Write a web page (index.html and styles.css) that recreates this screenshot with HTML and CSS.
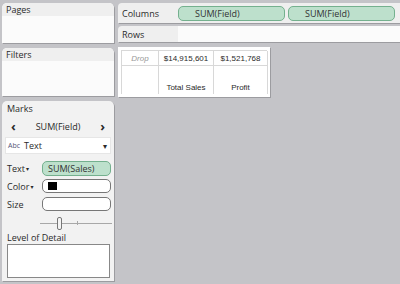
FILE: index.html
```html
<!DOCTYPE html>
<html>
<head>
<meta charset="utf-8">
<link rel="stylesheet" href="styles.css">
</head>
<body>
<div class="app">
  <div class="side">
    <section class="card pages">
      <div class="card-head">Pages</div>
      <div class="card-body"></div>
    </section>
    <section class="card filters">
      <div class="card-head">Filters</div>
      <div class="card-body"></div>
    </section>
    <section class="card marks">
      <div class="marks-title">Marks</div>
      <div class="nav-row">
        <span class="chev">&#8249;</span>
        <span>SUM(Field)</span>
        <span class="chev">&#8250;</span>
      </div>
      <div class="select">
        <span class="abc">Abc</span>
        <span class="sel-text">Text</span>
        <span class="caret">&#9662;</span>
      </div>
      <div class="prop">
        <span class="prop-label">Text<span class="mini">&#9662;</span></span>
        <span class="pill pill-sm">SUM(Sales)</span>
      </div>
      <div class="prop">
        <span class="prop-label">Color<span class="mini">&#9662;</span></span>
        <span class="box"><span class="swatch"></span></span>
      </div>
      <div class="prop">
        <span class="prop-label">Size</span>
        <span class="box"></span>
      </div>
      <div class="slider">
        <span class="track"></span>
        <span class="thumb"></span>
        <span class="tick"></span>
      </div>
      <div class="lod-label">Level of Detail</div>
      <div class="lod"></div>
    </section>
  </div>
  <div class="main">
    <div class="shelf cols">
      <div class="shelf-label">Columns</div>
      <div class="shelf-pills">
        <span class="pill">SUM(Field)</span>
        <span class="pill">SUM(Field)</span>
      </div>
    </div>
    <div class="shelf rows">
      <div class="shelf-label">Rows</div>
      <div class="shelf-area"></div>
    </div>
    <div class="viz">
      <div class="grid">
        <div class="cell drop">Drop</div>
        <div class="cell num">$14,915,601</div>
        <div class="cell num">$1,521,768</div>
        <div class="cell hdr"></div>
        <div class="cell hdr">Total Sales</div>
        <div class="cell hdr">Profit</div>
      </div>
    </div>
  </div>
</div>
</body>
</html>
```
FILE: styles.css
```css
html, body {
  margin: 0;
  padding: 0;
  background: #c4c4c8;
  width: 400px;
  height: 284px;
  overflow: hidden;
}
body {
  font-family: "Open Sans", "DejaVu Sans", sans-serif;
  font-size: 9px;
  color: #2a2a2a;
}
.app {
  display: flex;
  gap: 4px;
  padding: 3px 0 0 2px;
}
.side {
  width: 112px;
  display: flex;
  flex-direction: column;
  gap: 5px;
  flex: none;
}
.card {
  background: #fbfbfb;
  border-radius: 5px 5px 0 0;
  box-shadow: 1px 1px 0 #9c9ca0;
  box-sizing: border-box;
  display: flex;
  flex-direction: column;
}
.card-head {
  background: #efefef;
  border-radius: 5px 5px 0 0;
  height: 13px;
  line-height: 13px;
  padding-left: 4px;
}
.pages { height: 40px; }
.filters { height: 48px; }
.marks {
  height: 180px;
  background: #f2f2f2;
  padding: 0 3px 0 3px;
}
.marks-title {
  height: 14px;
  line-height: 15px;
  padding-left: 2px;
}
.nav-row {
  display: flex;
  justify-content: space-between;
  align-items: center;
  height: 22px;
  padding: 0 6px 0 6px;
}
.chev {
  font-weight: bold;
  font-size: 13px;
  line-height: 10px;
}
.select {
  display: flex;
  align-items: center;
  background: #fff;
  height: 17px;
  margin-bottom: 5px;
  padding: 0 4px 0 3px;
  box-shadow: inset 0 0 0 1px #e6e6e6;
}
.abc { font-size: 7px; color: #557; margin-right: 4px; }
.sel-text { flex: 1; }
.caret { font-size: 8px; }
.prop {
  display: flex;
  align-items: center;
  height: 18px;
}
.prop-label {
  width: 35px;
  padding-left: 2px;
  flex: none;
}
.mini { font-size: 6px; margin-left: 1px; vertical-align: 1px; }
.pill {
  display: flex;
  align-items: center;
  box-sizing: border-box;
  background: #bde0cc;
  border: 1px solid #74b08e;
  border-radius: 5px;
  height: 15px;
  color: #333;
}
.pill-sm {
  width: 72px;
  padding-left: 5px;
}
.box {
  display: flex;
  align-items: center;
  box-sizing: border-box;
  width: 72px;
  height: 14px;
  background: #fff;
  border: 1px solid #777;
  border-radius: 5px;
  padding-left: 5px;
}
.swatch {
  width: 9px;
  height: 8px;
  background: #000;
}
.slider {
  position: relative;
  height: 18px;
  margin-left: 35px;
  width: 72px;
}
.track {
  position: absolute;
  left: 0; right: 0; top: 10px;
  height: 1px;
  background: #a8a8a8;
}
.tick {
  position: absolute;
  left: 37px; top: 8px;
  width: 1px; height: 4px;
  background: #a8a8a8;
}
.thumb {
  position: absolute;
  left: 17px; top: 4px;
  width: 5px; height: 13px;
  box-sizing: border-box;
  border: 1px solid #777;
  border-radius: 2px;
  background: #f4f4f4;
}
.lod-label {
  height: 13px;
  line-height: 13px;
  padding-left: 2px;
}
.lod {
  height: 32px;
  background: #fff;
  border: 1px solid #888;
  margin: 0 1px 0 2px;
}
.main {
  flex: 1;
  display: flex;
  flex-direction: column;
}
.shelf {
  display: flex;
  box-shadow: 1px 1px 0 #9c9ca0;
  border-radius: 4px 0 0 0;
  background: #efefef;
}
.cols { height: 20px; margin-bottom: 3px; }
.rows { height: 16px; margin-bottom: 5px; }
.shelf-label {
  width: 60px;
  flex: none;
  padding-left: 4px;
  box-sizing: border-box;
  display: flex;
  align-items: center;
}
.shelf-pills {
  display: flex;
  gap: 3px;
  align-items: center;
  padding-right: 3px;
  flex: 1;
}
.shelf-pills .pill {
  width: 107px;
  padding-left: 16px;
}
.shelf-area {
  flex: 1;
  background: #fbfbfb;
}
.viz {
  width: 152px;
  height: 50px;
  background: #fff;
  box-shadow: 1px 1px 0 #9c9ca0;
  padding: 3px 3px 0 3px;
  box-sizing: border-box;
}
.grid {
  display: grid;
  grid-template-columns: 37px 55px 54px;
  grid-template-rows: 15px 28px;
  font-family: "Liberation Sans", Arial, sans-serif;
  font-size: 8px;
  border-left: 1px solid #d8d8d8;
  border-top: 1px solid #d8d8d8;
}
.cell {
  border-right: 1px solid #d8d8d8;
  border-bottom: 1px solid #d8d8d8;
  display: flex;
  align-items: center;
  justify-content: center;
}
.drop { font-style: italic; color: #999; }
.hdr { align-items: flex-end; padding-bottom: 2px; border-bottom: none; }
```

Given problem: Repeat the data exactly, excluding the pictures.

Solution to the exercise:
Write a web page (index.html and styles.css) that recreates this screenshot with HTML and CSS.
FILE: index.html
```html
<!DOCTYPE html>
<html>
<head>
<meta charset="utf-8">
<link rel="stylesheet" href="styles.css">
</head>
<body>
<div class="app">
  <div class="side">
    <section class="card pages">
      <div class="card-head">Pages</div>
      <div class="card-body"></div>
    </section>
    <section class="card filters">
      <div class="card-head">Filters</div>
      <div class="card-body"></div>
    </section>
    <section class="card marks">
      <div class="marks-title">Marks</div>
      <div class="nav-row">
        <span class="chev">&#8249;</span>
        <span>SUM(Field)</span>
        <span class="chev">&#8250;</span>
      </div>
      <div class="select">
        <span class="abc">Abc</span>
        <span class="sel-text">Text</span>
        <span class="caret">&#9662;</span>
      </div>
      <div class="prop">
        <span class="prop-label">Text<span class="mini">&#9662;</span></span>
        <span class="pill pill-sm">SUM(Sales)</span>
      </div>
      <div class="prop">
        <span class="prop-label">Color<span class="mini">&#9662;</span></span>
        <span class="box"><span class="swatch"></span></span>
      </div>
      <div class="prop">
        <span class="prop-label">Size</span>
        <span class="box"></span>
      </div>
      <div class="slider">
        <span class="track"></span>
        <span class="thumb"></span>
        <span class="tick"></span>
      </div>
      <div class="lod-label">Level of Detail</div>
      <div class="lod"></div>
    </section>
  </div>
  <div class="main">
    <div class="shelf cols">
      <div class="shelf-label">Columns</div>
      <div class="shelf-pills">
        <span class="pill">SUM(Field)</span>
        <span class="pill">SUM(Field)</span>
      </div>
    </div>
    <div class="shelf rows">
      <div class="shelf-label">Rows</div>
      <div class="shelf-area"></div>
    </div>
    <div class="viz">
      <div class="grid">
        <div class="cell drop">Drop</div>
        <div class="cell num">$14,915,601</div>
        <div class="cell num">$1,521,768</div>
        <div class="cell hdr"></div>
        <div class="cell hdr">Total Sales</div>
        <div class="cell hdr">Profit</div>
      </div>
    </div>
  </div>
</div>
</body>
</html>
```
FILE: styles.css
```css
html, body {
  margin: 0;
  padding: 0;
  background: #c4c4c8;
  width: 400px;
  height: 284px;
  overflow: hidden;
}
body {
  font-family: "Open Sans", "DejaVu Sans", sans-serif;
  font-size: 9px;
  color: #2a2a2a;
}
.app {
  display: flex;
  gap: 4px;
  padding: 3px 0 0 2px;
}
.side {
  width: 112px;
  display: flex;
  flex-direction: column;
  gap: 5px;
  flex: none;
}
.card {
  background: #fbfbfb;
  border-radius: 5px 5px 0 0;
  box-shadow: 1px 1px 0 #9c9ca0;
  box-sizing: border-box;
  display: flex;
  flex-direction: column;
}
.card-head {
  background: #efefef;
  border-radius: 5px 5px 0 0;
  height: 13px;
  line-height: 13px;
  padding-left: 4px;
}
.pages { height: 40px; }
.filters { height: 48px; }
.marks {
  height: 180px;
  background: #f2f2f2;
  padding: 0 3px 0 3px;
}
.marks-title {
  height: 14px;
  line-height: 15px;
  padding-left: 2px;
}
.nav-row {
  display: flex;
  justify-content: space-between;
  align-items: center;
  height: 22px;
  padding: 0 6px 0 6px;
}
.chev {
  font-weight: bold;
  font-size: 13px;
  line-height: 10px;
}
.select {
  display: flex;
  align-items: center;
  background: #fff;
  height: 17px;
  margin-bottom: 5px;
  padding: 0 4px 0 3px;
  box-shadow: inset 0 0 0 1px #e6e6e6;
}
.abc { font-size: 7px; color: #557; margin-right: 4px; }
.sel-text { flex: 1; }
.caret { font-size: 8px; }
.prop {
  display: flex;
  align-items: center;
  height: 18px;
}
.prop-label {
  width: 35px;
  padding-left: 2px;
  flex: none;
}
.mini { font-size: 6px; margin-left: 1px; vertical-align: 1px; }
.pill {
  display: flex;
  align-items: center;
  box-sizing: border-box;
  background: #bde0cc;
  border: 1px solid #74b08e;
  border-radius: 5px;
  height: 15px;
  color: #333;
}
.pill-sm {
  width: 72px;
  padding-left: 5px;
}
.box {
  display: flex;
  align-items: center;
  box-sizing: border-box;
  width: 72px;
  height: 14px;
  background: #fff;
  border: 1px solid #777;
  border-radius: 5px;
  padding-left: 5px;
}
.swatch {
  width: 9px;
  height: 8px;
  background: #000;
}
.slider {
  position: relative;
  height: 18px;
  margin-left: 35px;
  width: 72px;
}
.track {
  position: absolute;
  left: 0; right: 0; top: 10px;
  height: 1px;
  background: #a8a8a8;
}
.tick {
  position: absolute;
  left: 37px; top: 8px;
  width: 1px; height: 4px;
  background: #a8a8a8;
}
.thumb {
  position: absolute;
  left: 17px; top: 4px;
  width: 5px; height: 13px;
  box-sizing: border-box;
  border: 1px solid #777;
  border-radius: 2px;
  background: #f4f4f4;
}
.lod-label {
  height: 13px;
  line-height: 13px;
  padding-left: 2px;
}
.lod {
  height: 32px;
  background: #fff;
  border: 1px solid #888;
  margin: 0 1px 0 2px;
}
.main {
  flex: 1;
  display: flex;
  flex-direction: column;
}
.shelf {
  display: flex;
  box-shadow: 1px 1px 0 #9c9ca0;
  border-radius: 4px 0 0 0;
  background: #efefef;
}
.cols { height: 20px; margin-bottom: 3px; }
.rows { height: 16px; margin-bottom: 5px; }
.shelf-label {
  width: 60px;
  flex: none;
  padding-left: 4px;
  box-sizing: border-box;
  display: flex;
  align-items: center;
}
.shelf-pills {
  display: flex;
  gap: 3px;
  align-items: center;
  padding-right: 3px;
  flex: 1;
}
.shelf-pills .pill {
  width: 107px;
  padding-left: 16px;
}
.shelf-area {
  flex: 1;
  background: #fbfbfb;
}
.viz {
  width: 152px;
  height: 50px;
  background: #fff;
  box-shadow: 1px 1px 0 #9c9ca0;
  padding: 3px 3px 0 3px;
  box-sizing: border-box;
}
.grid {
  display: grid;
  grid-template-columns: 37px 55px 54px;
  grid-template-rows: 15px 28px;
  font-family: "Liberation Sans", Arial, sans-serif;
  font-size: 8px;
  border-left: 1px solid #d8d8d8;
  border-top: 1px solid #d8d8d8;
}
.cell {
  border-right: 1px solid #d8d8d8;
  border-bottom: 1px solid #d8d8d8;
  display: flex;
  align-items: center;
  justify-content: center;
}
.drop { font-style: italic; color: #999; }
.hdr { align-items: flex-end; padding-bottom: 2px; border-bottom: none; }
```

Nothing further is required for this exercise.